[Begin]
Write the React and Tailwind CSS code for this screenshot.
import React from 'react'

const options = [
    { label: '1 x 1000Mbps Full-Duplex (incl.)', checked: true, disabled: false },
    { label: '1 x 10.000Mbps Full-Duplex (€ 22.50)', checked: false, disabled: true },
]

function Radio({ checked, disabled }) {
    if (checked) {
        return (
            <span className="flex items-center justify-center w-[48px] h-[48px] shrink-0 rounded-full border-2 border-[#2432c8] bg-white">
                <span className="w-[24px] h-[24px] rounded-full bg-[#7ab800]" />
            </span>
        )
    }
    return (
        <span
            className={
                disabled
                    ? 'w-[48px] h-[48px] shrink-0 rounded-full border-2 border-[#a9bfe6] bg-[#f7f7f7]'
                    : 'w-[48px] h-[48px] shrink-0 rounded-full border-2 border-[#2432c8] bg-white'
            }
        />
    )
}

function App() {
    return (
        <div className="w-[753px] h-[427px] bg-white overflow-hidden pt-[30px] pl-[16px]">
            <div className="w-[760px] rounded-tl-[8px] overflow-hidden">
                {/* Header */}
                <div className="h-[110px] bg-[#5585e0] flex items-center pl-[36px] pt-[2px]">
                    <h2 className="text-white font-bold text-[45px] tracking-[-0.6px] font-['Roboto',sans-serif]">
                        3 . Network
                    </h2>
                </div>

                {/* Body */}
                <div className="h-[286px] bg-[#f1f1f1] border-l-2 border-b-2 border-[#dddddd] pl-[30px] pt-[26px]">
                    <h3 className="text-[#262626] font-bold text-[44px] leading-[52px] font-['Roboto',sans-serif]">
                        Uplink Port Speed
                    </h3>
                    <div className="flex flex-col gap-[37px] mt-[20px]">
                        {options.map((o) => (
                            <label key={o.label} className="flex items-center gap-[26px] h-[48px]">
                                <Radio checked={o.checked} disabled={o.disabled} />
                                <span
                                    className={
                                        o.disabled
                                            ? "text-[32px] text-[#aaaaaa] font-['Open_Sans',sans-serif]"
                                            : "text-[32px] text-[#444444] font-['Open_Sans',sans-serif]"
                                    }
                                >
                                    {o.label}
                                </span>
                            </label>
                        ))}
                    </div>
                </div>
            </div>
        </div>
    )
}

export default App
[End]
Instructions for the task ->
Copy, from the material, each line that holds the string "React".

Problem solution ->
Write the React and Tailwind CSS code for this screenshot.
import React from 'react'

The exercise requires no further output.